In this court's opinion, the published ordinance and map were vague, confusing and incomplete in two respects: (1) the title and the ordinance itself make no mention whatsoever of a change of an R-22 zone, nor does the attached map give any indication that the portion of R-22 land cross-hatched as R-15 had previously been zoned R-22, and (2) the published map shows only the area off Ridge Road, which could lead one to believe that the ordinance was designed to permit office buildings on the R-15 land in that area alone, rather than on all R-15 land throughout the township. The published notice fails to give interested readers throughout the township (all of whom are entitled to notice) an opportunity to appreciate fully or coherently what is projected, and therefore fails to give an opportunity for an adequate hearing.

If we assume that the map is part of the ordinance for the purpose of publication, then the notice that the town zoning map is to be amended as shown on the published map is inadequate because it implies that only the R-15 property *441 shown thereon is to be fair game for office building.
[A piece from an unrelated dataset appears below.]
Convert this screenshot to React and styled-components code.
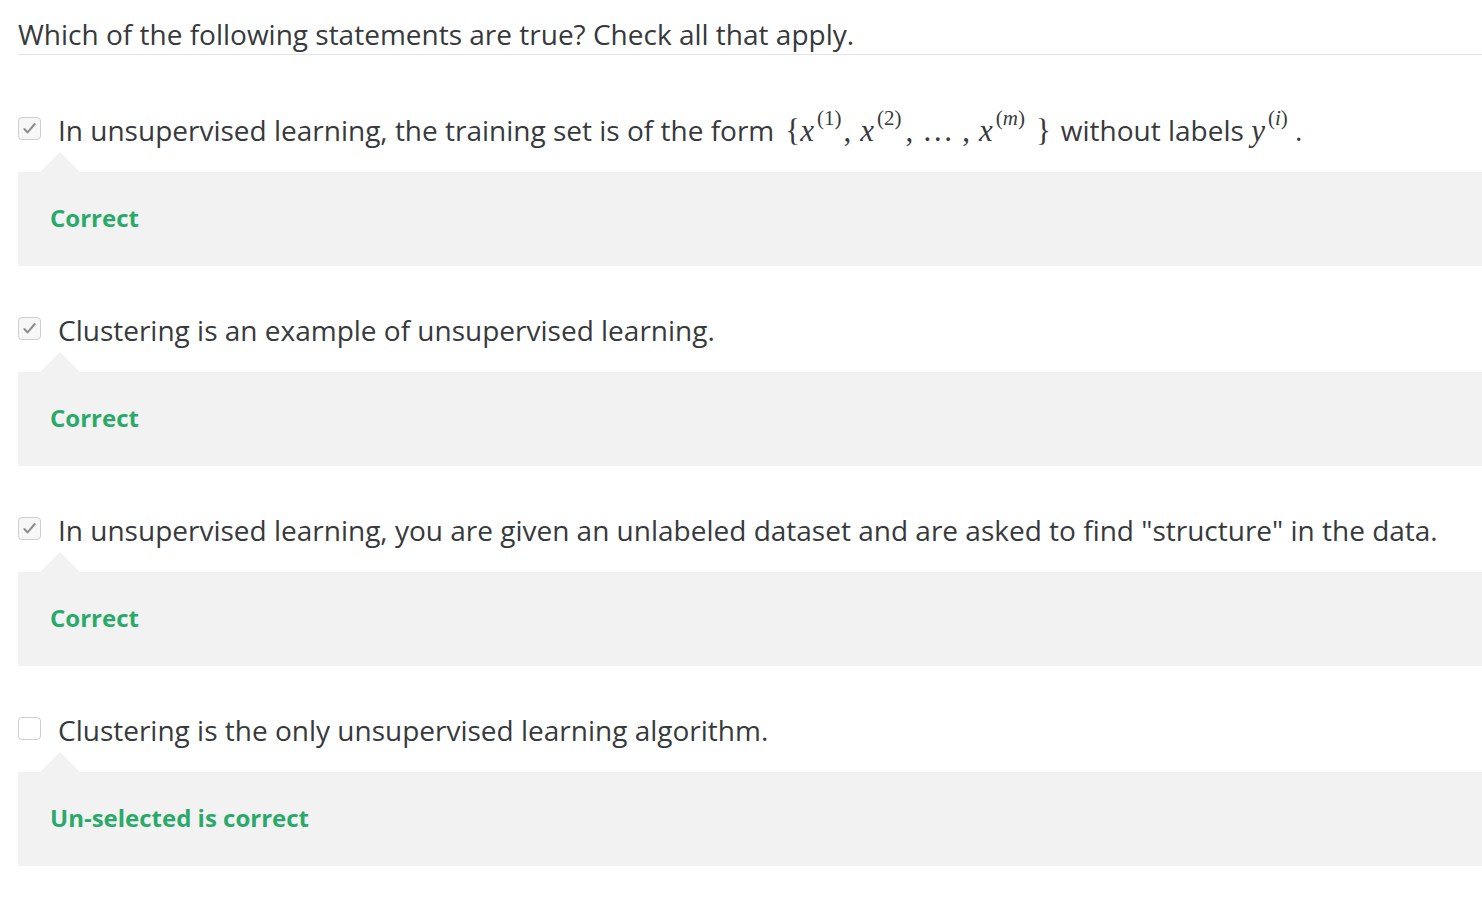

Alternatively, if we assume that the map is not part of the ordinance for purposes of publication, then there is not even a hint to the most wary and knowledgeable reader that an R-22 zone is in any way involved.

The court's conclusions are reinforced by testimony given on depositions by the objectors, that they did not comprehend the nature of the changes proposed from their reading of the notice; by testimony that the agendas prepared for the benefit of the public at each of the meetings on the amendment did not refer to the R-22 change, and by testimony of former Mayor Gilfillan that the final notice of the ordinance's passage did not refer to such change and that not one of the objectors at the public meetings addressed his remarks to the R-22 change — an omission which would have been unlikely had they received adequate and informed notice.

Accordingly, the amendment to the Cedar Grove ordinance adopted on January 9, 1967 is adjudged invalid and is set aside.